Rows from a dataset of pages and code
________________________________________

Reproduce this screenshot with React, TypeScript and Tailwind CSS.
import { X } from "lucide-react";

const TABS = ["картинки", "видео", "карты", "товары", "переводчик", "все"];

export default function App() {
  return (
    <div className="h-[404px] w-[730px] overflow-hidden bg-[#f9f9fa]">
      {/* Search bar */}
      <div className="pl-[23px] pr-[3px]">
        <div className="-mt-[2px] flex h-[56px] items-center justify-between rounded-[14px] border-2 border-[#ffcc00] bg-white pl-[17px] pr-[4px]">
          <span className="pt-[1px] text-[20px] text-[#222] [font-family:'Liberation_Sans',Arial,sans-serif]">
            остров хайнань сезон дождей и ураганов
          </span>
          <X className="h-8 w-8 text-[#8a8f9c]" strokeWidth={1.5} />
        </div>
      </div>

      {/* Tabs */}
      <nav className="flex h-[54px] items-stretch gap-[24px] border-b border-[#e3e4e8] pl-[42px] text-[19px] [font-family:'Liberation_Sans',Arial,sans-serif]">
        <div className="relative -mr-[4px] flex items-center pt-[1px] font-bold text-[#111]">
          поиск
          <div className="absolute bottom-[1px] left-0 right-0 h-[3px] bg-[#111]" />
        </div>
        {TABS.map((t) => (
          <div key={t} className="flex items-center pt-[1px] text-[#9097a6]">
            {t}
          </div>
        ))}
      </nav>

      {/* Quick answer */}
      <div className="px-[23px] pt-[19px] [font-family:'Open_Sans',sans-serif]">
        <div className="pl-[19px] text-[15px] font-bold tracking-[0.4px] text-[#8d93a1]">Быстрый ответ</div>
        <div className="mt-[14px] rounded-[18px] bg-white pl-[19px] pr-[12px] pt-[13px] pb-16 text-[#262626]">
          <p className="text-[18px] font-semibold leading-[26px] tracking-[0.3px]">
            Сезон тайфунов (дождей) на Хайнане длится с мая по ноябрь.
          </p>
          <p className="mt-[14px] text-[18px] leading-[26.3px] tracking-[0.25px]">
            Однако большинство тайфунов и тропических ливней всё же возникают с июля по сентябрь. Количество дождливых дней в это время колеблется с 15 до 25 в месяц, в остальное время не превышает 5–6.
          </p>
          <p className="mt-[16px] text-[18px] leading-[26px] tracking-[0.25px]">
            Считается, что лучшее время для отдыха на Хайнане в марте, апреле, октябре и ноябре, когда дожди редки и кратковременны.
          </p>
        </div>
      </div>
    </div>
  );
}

________________________________________

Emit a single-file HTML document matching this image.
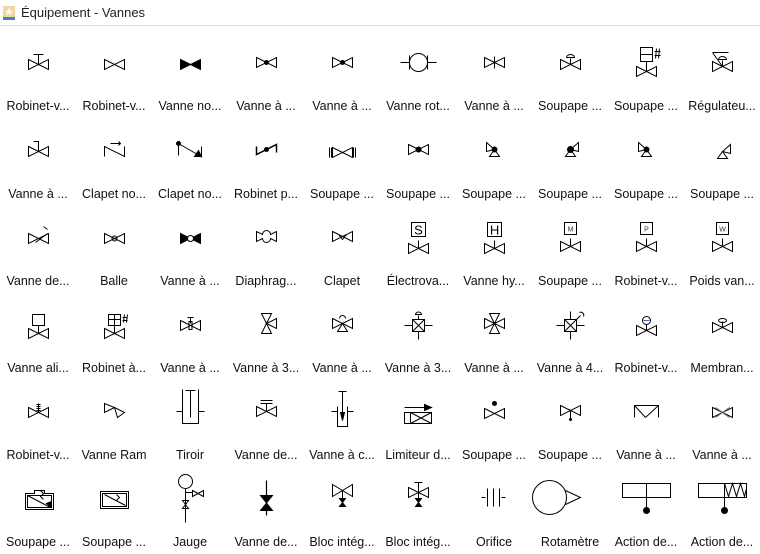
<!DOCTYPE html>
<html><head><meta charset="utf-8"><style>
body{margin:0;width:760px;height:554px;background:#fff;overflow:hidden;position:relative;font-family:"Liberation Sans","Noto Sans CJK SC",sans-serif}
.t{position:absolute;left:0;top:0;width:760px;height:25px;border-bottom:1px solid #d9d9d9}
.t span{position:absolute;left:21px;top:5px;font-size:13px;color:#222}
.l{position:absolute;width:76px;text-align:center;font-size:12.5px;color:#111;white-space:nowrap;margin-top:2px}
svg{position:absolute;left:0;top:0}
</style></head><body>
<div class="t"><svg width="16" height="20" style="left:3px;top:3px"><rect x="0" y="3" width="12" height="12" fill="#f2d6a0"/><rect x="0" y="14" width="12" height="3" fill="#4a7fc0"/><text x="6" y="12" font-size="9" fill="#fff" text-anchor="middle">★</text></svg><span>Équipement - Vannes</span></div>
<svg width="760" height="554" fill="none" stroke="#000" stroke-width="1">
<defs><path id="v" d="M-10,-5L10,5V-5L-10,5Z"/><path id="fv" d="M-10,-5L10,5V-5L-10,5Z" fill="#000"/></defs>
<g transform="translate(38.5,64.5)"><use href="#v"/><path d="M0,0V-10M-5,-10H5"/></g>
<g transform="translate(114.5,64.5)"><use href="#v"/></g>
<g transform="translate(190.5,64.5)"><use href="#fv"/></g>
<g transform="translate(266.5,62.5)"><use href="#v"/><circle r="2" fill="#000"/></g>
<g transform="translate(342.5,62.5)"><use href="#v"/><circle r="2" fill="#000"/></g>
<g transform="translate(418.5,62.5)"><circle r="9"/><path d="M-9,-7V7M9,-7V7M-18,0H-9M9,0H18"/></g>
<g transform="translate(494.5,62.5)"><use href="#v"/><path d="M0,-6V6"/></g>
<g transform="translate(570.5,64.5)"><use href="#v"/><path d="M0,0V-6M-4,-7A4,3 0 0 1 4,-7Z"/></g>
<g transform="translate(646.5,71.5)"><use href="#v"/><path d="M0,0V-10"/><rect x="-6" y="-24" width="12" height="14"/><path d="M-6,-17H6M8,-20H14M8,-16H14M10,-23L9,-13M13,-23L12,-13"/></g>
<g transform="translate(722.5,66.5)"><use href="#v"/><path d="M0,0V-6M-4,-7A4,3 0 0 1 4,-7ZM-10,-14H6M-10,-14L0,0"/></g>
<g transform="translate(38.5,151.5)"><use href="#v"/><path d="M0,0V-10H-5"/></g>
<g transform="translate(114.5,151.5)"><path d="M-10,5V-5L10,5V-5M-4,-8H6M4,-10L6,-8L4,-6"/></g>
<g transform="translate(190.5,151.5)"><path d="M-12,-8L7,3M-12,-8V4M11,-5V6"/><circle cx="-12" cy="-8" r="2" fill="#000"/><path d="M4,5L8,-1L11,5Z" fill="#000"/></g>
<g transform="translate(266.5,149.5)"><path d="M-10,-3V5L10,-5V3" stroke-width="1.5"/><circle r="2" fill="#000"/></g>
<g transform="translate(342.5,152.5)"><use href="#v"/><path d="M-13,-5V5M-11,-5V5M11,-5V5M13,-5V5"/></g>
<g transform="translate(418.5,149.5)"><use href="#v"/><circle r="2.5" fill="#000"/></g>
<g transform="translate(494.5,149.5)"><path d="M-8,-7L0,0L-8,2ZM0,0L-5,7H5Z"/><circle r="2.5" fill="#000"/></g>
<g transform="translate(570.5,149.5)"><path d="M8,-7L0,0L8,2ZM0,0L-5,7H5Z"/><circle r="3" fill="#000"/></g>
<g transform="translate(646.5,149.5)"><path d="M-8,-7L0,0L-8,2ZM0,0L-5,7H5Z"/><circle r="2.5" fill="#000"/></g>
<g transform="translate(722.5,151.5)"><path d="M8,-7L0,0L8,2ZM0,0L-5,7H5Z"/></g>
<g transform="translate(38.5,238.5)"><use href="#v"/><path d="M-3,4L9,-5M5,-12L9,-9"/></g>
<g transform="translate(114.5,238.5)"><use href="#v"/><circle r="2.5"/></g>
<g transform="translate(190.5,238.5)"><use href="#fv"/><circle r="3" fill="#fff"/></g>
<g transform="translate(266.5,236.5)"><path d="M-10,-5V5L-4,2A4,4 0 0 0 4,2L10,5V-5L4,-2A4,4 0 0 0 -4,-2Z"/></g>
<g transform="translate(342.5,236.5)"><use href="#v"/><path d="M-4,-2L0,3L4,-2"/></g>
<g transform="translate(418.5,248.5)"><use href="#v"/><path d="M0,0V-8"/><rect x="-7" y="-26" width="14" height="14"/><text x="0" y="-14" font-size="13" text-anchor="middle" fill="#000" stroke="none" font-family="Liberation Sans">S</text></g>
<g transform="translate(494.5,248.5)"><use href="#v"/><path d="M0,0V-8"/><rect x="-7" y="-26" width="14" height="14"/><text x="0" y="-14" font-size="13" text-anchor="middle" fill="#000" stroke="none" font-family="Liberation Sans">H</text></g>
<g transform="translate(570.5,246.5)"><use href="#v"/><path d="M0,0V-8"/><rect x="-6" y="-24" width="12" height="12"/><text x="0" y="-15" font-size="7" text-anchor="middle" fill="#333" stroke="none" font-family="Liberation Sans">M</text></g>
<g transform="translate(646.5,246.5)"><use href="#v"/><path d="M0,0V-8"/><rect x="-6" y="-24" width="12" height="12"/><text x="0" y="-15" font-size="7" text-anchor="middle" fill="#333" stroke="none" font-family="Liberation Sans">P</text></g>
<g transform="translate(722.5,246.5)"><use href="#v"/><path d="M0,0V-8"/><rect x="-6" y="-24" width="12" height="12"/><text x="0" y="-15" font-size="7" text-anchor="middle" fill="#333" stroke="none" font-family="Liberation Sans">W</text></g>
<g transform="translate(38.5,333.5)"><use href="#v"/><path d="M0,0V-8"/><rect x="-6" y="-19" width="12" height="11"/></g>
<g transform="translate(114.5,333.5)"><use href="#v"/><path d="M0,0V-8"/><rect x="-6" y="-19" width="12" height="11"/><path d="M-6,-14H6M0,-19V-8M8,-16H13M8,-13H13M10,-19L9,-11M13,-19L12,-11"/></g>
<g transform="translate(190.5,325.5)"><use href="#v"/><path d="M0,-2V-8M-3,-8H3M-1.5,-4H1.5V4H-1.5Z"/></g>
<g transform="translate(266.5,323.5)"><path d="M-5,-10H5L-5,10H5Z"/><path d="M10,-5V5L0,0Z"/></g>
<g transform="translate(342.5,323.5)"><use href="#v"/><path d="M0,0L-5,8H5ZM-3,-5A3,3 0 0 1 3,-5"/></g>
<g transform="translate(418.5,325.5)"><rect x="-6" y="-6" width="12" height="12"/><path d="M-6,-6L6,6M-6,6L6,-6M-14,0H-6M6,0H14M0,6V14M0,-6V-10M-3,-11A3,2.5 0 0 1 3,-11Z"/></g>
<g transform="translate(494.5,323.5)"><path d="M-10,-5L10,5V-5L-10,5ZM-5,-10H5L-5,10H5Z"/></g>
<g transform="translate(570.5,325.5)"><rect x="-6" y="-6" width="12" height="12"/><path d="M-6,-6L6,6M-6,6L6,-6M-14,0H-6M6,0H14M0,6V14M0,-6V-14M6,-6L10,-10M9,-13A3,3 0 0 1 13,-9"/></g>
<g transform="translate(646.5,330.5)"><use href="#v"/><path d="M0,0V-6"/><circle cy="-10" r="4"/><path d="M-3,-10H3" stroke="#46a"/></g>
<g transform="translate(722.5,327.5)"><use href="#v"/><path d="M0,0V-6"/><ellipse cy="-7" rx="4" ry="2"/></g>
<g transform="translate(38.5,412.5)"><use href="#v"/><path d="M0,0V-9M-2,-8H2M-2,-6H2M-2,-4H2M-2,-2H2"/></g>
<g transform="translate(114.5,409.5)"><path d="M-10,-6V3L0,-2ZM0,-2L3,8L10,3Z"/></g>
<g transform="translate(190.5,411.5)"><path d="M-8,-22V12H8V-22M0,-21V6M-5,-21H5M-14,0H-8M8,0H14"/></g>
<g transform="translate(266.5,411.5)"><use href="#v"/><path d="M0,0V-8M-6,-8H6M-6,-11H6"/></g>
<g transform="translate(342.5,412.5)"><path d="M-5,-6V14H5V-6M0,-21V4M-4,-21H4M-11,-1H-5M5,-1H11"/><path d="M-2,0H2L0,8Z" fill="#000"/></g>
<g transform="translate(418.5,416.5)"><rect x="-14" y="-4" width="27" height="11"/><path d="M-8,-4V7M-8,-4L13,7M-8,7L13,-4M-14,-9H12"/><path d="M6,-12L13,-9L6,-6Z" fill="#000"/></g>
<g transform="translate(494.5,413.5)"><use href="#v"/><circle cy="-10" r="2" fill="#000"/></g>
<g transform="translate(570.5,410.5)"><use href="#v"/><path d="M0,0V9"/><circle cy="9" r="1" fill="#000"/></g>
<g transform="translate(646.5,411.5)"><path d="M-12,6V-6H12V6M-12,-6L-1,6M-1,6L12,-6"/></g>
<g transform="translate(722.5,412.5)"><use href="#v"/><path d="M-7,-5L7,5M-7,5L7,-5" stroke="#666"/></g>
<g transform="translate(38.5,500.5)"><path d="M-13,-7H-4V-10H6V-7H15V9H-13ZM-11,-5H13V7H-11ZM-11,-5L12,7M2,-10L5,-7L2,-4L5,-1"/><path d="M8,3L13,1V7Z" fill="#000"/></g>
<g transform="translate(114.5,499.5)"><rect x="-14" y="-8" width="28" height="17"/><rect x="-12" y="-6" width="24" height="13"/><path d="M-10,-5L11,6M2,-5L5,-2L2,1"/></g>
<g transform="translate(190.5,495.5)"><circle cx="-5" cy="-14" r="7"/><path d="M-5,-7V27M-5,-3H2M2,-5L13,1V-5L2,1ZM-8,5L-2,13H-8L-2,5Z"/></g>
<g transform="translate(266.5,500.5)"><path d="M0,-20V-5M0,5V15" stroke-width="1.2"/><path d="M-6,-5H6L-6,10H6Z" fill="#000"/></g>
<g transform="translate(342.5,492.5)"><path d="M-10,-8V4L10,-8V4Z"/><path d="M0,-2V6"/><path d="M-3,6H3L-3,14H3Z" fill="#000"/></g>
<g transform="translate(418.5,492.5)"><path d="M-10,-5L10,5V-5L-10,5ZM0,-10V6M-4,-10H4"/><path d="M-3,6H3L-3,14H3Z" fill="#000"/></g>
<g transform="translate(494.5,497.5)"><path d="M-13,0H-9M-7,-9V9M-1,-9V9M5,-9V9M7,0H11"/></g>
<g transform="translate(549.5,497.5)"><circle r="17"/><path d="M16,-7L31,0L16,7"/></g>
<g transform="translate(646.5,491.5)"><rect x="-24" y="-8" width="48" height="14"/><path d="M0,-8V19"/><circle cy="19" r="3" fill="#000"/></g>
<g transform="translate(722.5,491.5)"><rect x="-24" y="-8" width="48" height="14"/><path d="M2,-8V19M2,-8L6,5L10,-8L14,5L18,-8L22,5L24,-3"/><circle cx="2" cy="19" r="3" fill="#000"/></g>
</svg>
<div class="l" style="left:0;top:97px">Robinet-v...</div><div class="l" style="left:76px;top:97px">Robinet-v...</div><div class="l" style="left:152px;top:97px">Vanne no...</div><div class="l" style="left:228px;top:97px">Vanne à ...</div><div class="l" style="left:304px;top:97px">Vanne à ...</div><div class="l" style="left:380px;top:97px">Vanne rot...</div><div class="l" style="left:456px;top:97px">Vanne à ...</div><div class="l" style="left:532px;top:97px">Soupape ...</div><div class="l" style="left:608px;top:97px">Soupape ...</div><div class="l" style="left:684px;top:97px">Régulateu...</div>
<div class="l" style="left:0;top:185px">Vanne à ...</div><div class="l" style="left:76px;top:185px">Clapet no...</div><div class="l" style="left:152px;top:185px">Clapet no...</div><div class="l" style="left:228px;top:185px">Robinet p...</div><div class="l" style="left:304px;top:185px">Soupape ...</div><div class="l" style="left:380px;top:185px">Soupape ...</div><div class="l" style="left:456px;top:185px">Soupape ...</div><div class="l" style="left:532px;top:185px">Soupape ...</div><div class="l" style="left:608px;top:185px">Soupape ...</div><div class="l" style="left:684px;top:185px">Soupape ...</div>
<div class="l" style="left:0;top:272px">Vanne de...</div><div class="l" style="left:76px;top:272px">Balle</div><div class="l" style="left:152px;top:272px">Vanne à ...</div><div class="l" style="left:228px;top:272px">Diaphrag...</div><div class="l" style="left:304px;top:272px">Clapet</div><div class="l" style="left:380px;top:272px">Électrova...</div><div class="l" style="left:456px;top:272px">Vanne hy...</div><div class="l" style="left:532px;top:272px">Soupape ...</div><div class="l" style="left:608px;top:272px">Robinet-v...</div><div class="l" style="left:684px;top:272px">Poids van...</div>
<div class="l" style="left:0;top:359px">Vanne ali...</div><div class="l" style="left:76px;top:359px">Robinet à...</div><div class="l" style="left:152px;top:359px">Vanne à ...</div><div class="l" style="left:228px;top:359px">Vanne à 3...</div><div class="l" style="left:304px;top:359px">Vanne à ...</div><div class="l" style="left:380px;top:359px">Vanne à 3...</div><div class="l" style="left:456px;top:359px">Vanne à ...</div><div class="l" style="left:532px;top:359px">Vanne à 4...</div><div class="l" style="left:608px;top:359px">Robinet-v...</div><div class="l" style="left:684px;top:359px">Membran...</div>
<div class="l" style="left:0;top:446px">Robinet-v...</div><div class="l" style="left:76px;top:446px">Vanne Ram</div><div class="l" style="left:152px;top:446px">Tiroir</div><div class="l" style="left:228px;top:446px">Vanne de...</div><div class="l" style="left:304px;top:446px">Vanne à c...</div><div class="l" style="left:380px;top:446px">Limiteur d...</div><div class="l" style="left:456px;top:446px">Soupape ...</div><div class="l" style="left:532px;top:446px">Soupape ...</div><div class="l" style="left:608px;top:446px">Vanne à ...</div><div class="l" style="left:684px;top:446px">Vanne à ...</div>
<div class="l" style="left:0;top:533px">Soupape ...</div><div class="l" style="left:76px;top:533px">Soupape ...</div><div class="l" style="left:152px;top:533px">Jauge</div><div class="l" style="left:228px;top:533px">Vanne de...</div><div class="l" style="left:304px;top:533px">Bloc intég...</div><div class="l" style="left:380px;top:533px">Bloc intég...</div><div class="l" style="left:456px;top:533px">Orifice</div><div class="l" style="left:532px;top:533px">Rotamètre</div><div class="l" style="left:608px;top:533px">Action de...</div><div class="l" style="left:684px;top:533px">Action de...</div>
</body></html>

________________________________________

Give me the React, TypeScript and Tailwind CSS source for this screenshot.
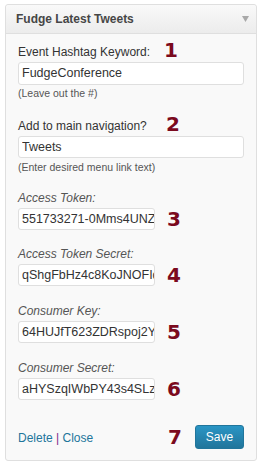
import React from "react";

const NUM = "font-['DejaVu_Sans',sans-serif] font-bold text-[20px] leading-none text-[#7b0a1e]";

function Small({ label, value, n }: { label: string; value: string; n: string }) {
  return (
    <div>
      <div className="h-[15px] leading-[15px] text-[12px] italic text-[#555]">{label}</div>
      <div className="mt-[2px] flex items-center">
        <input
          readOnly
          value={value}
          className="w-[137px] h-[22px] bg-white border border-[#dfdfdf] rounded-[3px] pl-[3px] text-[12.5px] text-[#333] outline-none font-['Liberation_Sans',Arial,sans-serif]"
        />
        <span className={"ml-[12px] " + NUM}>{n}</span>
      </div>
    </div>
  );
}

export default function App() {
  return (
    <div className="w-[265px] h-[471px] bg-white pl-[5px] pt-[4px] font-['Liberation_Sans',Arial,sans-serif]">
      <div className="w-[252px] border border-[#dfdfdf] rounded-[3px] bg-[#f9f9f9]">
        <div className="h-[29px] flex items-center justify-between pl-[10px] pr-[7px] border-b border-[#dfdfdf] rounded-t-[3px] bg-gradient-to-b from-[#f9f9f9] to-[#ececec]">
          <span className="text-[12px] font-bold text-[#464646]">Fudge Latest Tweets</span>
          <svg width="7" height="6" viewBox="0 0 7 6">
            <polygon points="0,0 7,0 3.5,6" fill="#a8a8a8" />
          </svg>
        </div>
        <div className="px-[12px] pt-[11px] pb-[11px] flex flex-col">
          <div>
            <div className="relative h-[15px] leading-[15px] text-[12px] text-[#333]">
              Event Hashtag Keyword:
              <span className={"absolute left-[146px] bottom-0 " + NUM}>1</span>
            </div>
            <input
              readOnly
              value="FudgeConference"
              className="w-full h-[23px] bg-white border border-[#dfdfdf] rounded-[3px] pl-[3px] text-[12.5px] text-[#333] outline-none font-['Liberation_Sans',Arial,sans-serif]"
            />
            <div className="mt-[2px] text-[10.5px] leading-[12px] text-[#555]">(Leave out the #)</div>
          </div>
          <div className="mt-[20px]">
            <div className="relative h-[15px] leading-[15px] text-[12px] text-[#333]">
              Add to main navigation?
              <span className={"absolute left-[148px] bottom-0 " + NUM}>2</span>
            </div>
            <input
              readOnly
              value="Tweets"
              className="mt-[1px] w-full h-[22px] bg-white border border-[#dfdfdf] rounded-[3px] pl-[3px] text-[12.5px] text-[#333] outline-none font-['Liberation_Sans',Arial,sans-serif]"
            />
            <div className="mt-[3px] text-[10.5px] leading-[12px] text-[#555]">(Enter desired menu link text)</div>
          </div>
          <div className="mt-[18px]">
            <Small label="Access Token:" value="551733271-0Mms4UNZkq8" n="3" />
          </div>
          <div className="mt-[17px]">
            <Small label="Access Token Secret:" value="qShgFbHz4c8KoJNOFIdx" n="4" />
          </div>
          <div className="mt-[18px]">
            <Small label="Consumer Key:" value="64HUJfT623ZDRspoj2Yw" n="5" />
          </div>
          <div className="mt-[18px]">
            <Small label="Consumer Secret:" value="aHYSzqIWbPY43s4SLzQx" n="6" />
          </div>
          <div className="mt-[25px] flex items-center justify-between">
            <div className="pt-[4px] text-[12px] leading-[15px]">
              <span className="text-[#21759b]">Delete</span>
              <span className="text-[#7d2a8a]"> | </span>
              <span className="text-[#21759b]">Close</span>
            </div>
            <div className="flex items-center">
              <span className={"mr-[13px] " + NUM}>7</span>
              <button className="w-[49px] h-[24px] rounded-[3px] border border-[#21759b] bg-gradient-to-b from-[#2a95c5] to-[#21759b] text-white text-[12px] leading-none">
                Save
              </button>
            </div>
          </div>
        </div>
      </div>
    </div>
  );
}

________________________________________

Brief: Only the number is needed here: how many lines of the records contain "screenshot"?

Answer for the task: 2